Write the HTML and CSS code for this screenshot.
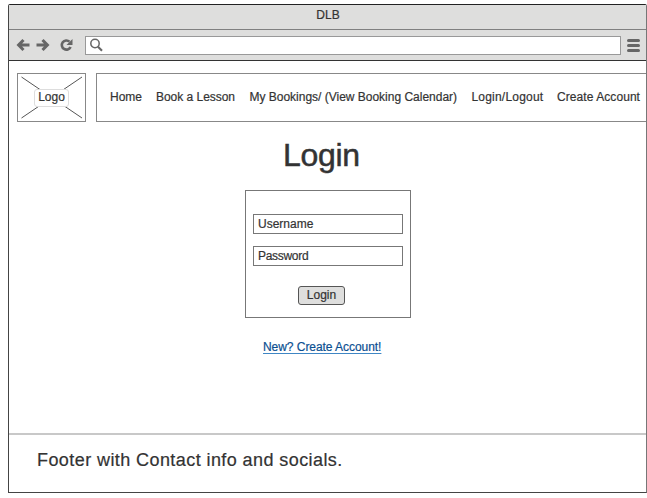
FILE: index.html
```html
<!DOCTYPE html>
<html lang="en">
<head>
<meta charset="utf-8">
<title>DLB</title>
<link rel="stylesheet" href="styles.css">
</head>
<body>
<div class="window">
  <div class="titlebar"><span class="t-title">DLB</span></div>
  <div class="toolbar">
    <svg class="controls" width="60" height="18" viewBox="0 0 60 18" fill="none" stroke="#666" stroke-width="3">
      <path d="M7.500 4 2.600 9l4.900 5M3 9h10.500"/>
      <path d="M26.500 4 31.400 9l-4.900 5M31 9H20.500"/>
      <path d="M53.500 5.600A4.600 4.600 0 1 0 54.600 11" stroke-width="2.600"/>
      <path d="M56.500 3v6h-6z" fill="#666" stroke="none"/>
    </svg>
    <div class="address">
      <svg width="14" height="14" viewBox="0 0 14 14" fill="none" stroke="#666">
        <circle cx="5" cy="5.500" r="4.200" stroke-width="1.500"/>
        <path d="m8 8.700 4 4" stroke-width="2.200"/>
      </svg>
    </div>
    <div class="menu"><i></i><i></i><i></i></div>
  </div>
  <header class="header">
    <div class="logo">
      <svg class="cross" width="67" height="46" viewBox="0 0 67 46" stroke="#555"><path d="M3.500 3 64 44M64 3 3.500 44"/></svg>
      <span class="logo-label">Logo</span>
    </div>
    <nav class="nav">
      <a class="n-home">Home</a>
      <a class="n-book">Book a Lesson</a>
      <a class="n-view">My Bookings/ (View Booking Calendar)</a>
      <a class="n-log">Login/Logout</a>
      <a class="n-create">Create Account</a>
    </nav>
  </header>
  <main class="main">
    <h1 class="heading">Login</h1>
    <form class="card">
      <div class="field"><span class="f-user">Username</span></div>
      <div class="field"><span class="f-pass">Password</span></div>
      <button class="submit" type="button">Login</button>
    </form>
    <a class="create">New? Create Account!</a>
  </main>
  <footer class="footer"><span>Footer with Contact info and socials.</span></footer>
</div>
</body>
</html>
```
FILE: styles.css
```css
* { box-sizing: border-box; }
body {
  margin: 0;
  background: #fff;
  color: #333;
  font: 12px/14px "Liberation Sans", Arial, sans-serif;
  -webkit-text-stroke: 0.2px;
  overflow: hidden;
}
svg { display: block; }
.window {
  display: flex;
  flex-direction: column;
  width: 639px;
  height: 489px;
  margin: 4px 0 0 8px;
  border: 1px solid #444;
  border-top-color: #222;
  border-right-color: #777;
  border-radius: 2px 2px 0 0;
}
.titlebar {
  height: 25px;
  padding: 3px 0 0 1px;
  background: #dededd;
  border-bottom: 1px solid #808080;
  text-align: center;
}
.toolbar {
  display: flex;
  align-items: center;
  height: 31px;
  padding: 0 6px;
  background: #dededd;
  border-bottom: 1px solid #333;
}
.controls { margin-left: 1px; }
.address {
  display: flex;
  align-items: center;
  width: 536px;
  height: 19px;
  margin-left: 9px;
  padding-left: 4px;
  background: #fff;
  border: 1px solid #999;
}
.menu {
  display: flex;
  flex-direction: column;
  gap: 2px;
  width: 13px;
  margin-left: 6px;
}
.menu i { height: 3px; border-radius: 1.5px; background: #666; }
.header { display: flex; gap: 10px; padding: 12px 0 0 8px; }
.logo {
  position: relative;
  display: flex;
  align-items: center;
  justify-content: center;
  width: 69px;
  height: 49px;
  border: 1px solid #888;
}
.cross { position: absolute; left: 0; top: 0; }
.logo-label {
  position: relative;
  width: 35px;
  height: 18px;
  border: 1px solid #ddd;
  border-radius: 3px;
  background: #fff;
  line-height: 14px;
  text-align: center;
}
.nav {
  display: flex;
  align-items: center;
  width: 550px;
  height: 49px;
  padding: 0 0 2px 13px;
  border: 1px solid #888;
  border-right: 0;
  white-space: nowrap;
}
.n-home { width: 46px; }
.n-book { width: 93.5px; letter-spacing: -0.03px; }
.n-view { width: 222px; letter-spacing: -0.01px; }
.n-log { width: 85.5px; letter-spacing: 0.2px; }
.n-create { letter-spacing: 0.07px; }
.main {
  display: flex;
  flex-direction: column;
  align-items: flex-start;
  flex: 1;
  padding-left: 236px;
}
.heading {
  margin: 15px 0 0 38px;
  font-size: 32px;
  line-height: 36px;
  font-weight: 400;
  letter-spacing: -0.3px;
  -webkit-text-stroke: 0.5px;
}
.card {
  display: flex;
  flex-direction: column;
  align-items: center;
  width: 166px;
  height: 128px;
  margin: 17px 0 0;
  padding-top: 23px;
  border: 1px solid #777;
}
.field {
  width: 150px;
  height: 20px;
  margin-bottom: 12px;
  padding: 2px 0 0 4px;
  border: 1px solid #777;
}
.f-pass { letter-spacing: -0.3px; }
.submit {
  width: 47px;
  height: 19px;
  margin: 8px 13px 0 0;
  padding: 0 0 1px;
  border: 1px solid #555;
  border-radius: 3px;
  background: #dededd;
  color: #333;
  font: inherit;
}
.create {
  margin: 22px 0 0 18px;
  color: #0b4f91;
  letter-spacing: -0.05px;
  text-decoration: underline;
  text-decoration-color: #3f86c4;
  text-underline-offset: 2px;
}
.footer {
  height: 59px;
  padding: 15px 0 0 28px;
  border-top: 2px solid #c8c8c8;
  font-size: 18px;
  line-height: 20px;
  letter-spacing: 0.42px;
}
```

◆ **GOAL OF THE EXERCISE**
Exclude the pictures, and transcribe all of the material exactly.

◆ **COMPLETED EXERCISE**
Write the HTML and CSS code for this screenshot.
FILE: index.html
```html
<!DOCTYPE html>
<html lang="en">
<head>
<meta charset="utf-8">
<title>DLB</title>
<link rel="stylesheet" href="styles.css">
</head>
<body>
<div class="window">
  <div class="titlebar"><span class="t-title">DLB</span></div>
  <div class="toolbar">
    <svg class="controls" width="60" height="18" viewBox="0 0 60 18" fill="none" stroke="#666" stroke-width="3">
      <path d="M7.500 4 2.600 9l4.900 5M3 9h10.500"/>
      <path d="M26.500 4 31.400 9l-4.900 5M31 9H20.500"/>
      <path d="M53.500 5.600A4.600 4.600 0 1 0 54.600 11" stroke-width="2.600"/>
      <path d="M56.500 3v6h-6z" fill="#666" stroke="none"/>
    </svg>
    <div class="address">
      <svg width="14" height="14" viewBox="0 0 14 14" fill="none" stroke="#666">
        <circle cx="5" cy="5.500" r="4.200" stroke-width="1.500"/>
        <path d="m8 8.700 4 4" stroke-width="2.200"/>
      </svg>
    </div>
    <div class="menu"><i></i><i></i><i></i></div>
  </div>
  <header class="header">
    <div class="logo">
      <svg class="cross" width="67" height="46" viewBox="0 0 67 46" stroke="#555"><path d="M3.500 3 64 44M64 3 3.500 44"/></svg>
      <span class="logo-label">Logo</span>
    </div>
    <nav class="nav">
      <a class="n-home">Home</a>
      <a class="n-book">Book a Lesson</a>
      <a class="n-view">My Bookings/ (View Booking Calendar)</a>
      <a class="n-log">Login/Logout</a>
      <a class="n-create">Create Account</a>
    </nav>
  </header>
  <main class="main">
    <h1 class="heading">Login</h1>
    <form class="card">
      <div class="field"><span class="f-user">Username</span></div>
      <div class="field"><span class="f-pass">Password</span></div>
      <button class="submit" type="button">Login</button>
    </form>
    <a class="create">New? Create Account!</a>
  </main>
  <footer class="footer"><span>Footer with Contact info and socials.</span></footer>
</div>
</body>
</html>
```
FILE: styles.css
```css
* { box-sizing: border-box; }
body {
  margin: 0;
  background: #fff;
  color: #333;
  font: 12px/14px "Liberation Sans", Arial, sans-serif;
  -webkit-text-stroke: 0.2px;
  overflow: hidden;
}
svg { display: block; }
.window {
  display: flex;
  flex-direction: column;
  width: 639px;
  height: 489px;
  margin: 4px 0 0 8px;
  border: 1px solid #444;
  border-top-color: #222;
  border-right-color: #777;
  border-radius: 2px 2px 0 0;
}
.titlebar {
  height: 25px;
  padding: 3px 0 0 1px;
  background: #dededd;
  border-bottom: 1px solid #808080;
  text-align: center;
}
.toolbar {
  display: flex;
  align-items: center;
  height: 31px;
  padding: 0 6px;
  background: #dededd;
  border-bottom: 1px solid #333;
}
.controls { margin-left: 1px; }
.address {
  display: flex;
  align-items: center;
  width: 536px;
  height: 19px;
  margin-left: 9px;
  padding-left: 4px;
  background: #fff;
  border: 1px solid #999;
}
.menu {
  display: flex;
  flex-direction: column;
  gap: 2px;
  width: 13px;
  margin-left: 6px;
}
.menu i { height: 3px; border-radius: 1.5px; background: #666; }
.header { display: flex; gap: 10px; padding: 12px 0 0 8px; }
.logo {
  position: relative;
  display: flex;
  align-items: center;
  justify-content: center;
  width: 69px;
  height: 49px;
  border: 1px solid #888;
}
.cross { position: absolute; left: 0; top: 0; }
.logo-label {
  position: relative;
  width: 35px;
  height: 18px;
  border: 1px solid #ddd;
  border-radius: 3px;
  background: #fff;
  line-height: 14px;
  text-align: center;
}
.nav {
  display: flex;
  align-items: center;
  width: 550px;
  height: 49px;
  padding: 0 0 2px 13px;
  border: 1px solid #888;
  border-right: 0;
  white-space: nowrap;
}
.n-home { width: 46px; }
.n-book { width: 93.5px; letter-spacing: -0.03px; }
.n-view { width: 222px; letter-spacing: -0.01px; }
.n-log { width: 85.5px; letter-spacing: 0.2px; }
.n-create { letter-spacing: 0.07px; }
.main {
  display: flex;
  flex-direction: column;
  align-items: flex-start;
  flex: 1;
  padding-left: 236px;
}
.heading {
  margin: 15px 0 0 38px;
  font-size: 32px;
  line-height: 36px;
  font-weight: 400;
  letter-spacing: -0.3px;
  -webkit-text-stroke: 0.5px;
}
.card {
  display: flex;
  flex-direction: column;
  align-items: center;
  width: 166px;
  height: 128px;
  margin: 17px 0 0;
  padding-top: 23px;
  border: 1px solid #777;
}
.field {
  width: 150px;
  height: 20px;
  margin-bottom: 12px;
  padding: 2px 0 0 4px;
  border: 1px solid #777;
}
.f-pass { letter-spacing: -0.3px; }
.submit {
  width: 47px;
  height: 19px;
  margin: 8px 13px 0 0;
  padding: 0 0 1px;
  border: 1px solid #555;
  border-radius: 3px;
  background: #dededd;
  color: #333;
  font: inherit;
}
.create {
  margin: 22px 0 0 18px;
  color: #0b4f91;
  letter-spacing: -0.05px;
  text-decoration: underline;
  text-decoration-color: #3f86c4;
  text-underline-offset: 2px;
}
.footer {
  height: 59px;
  padding: 15px 0 0 28px;
  border-top: 2px solid #c8c8c8;
  font-size: 18px;
  line-height: 20px;
  letter-spacing: 0.42px;
}
```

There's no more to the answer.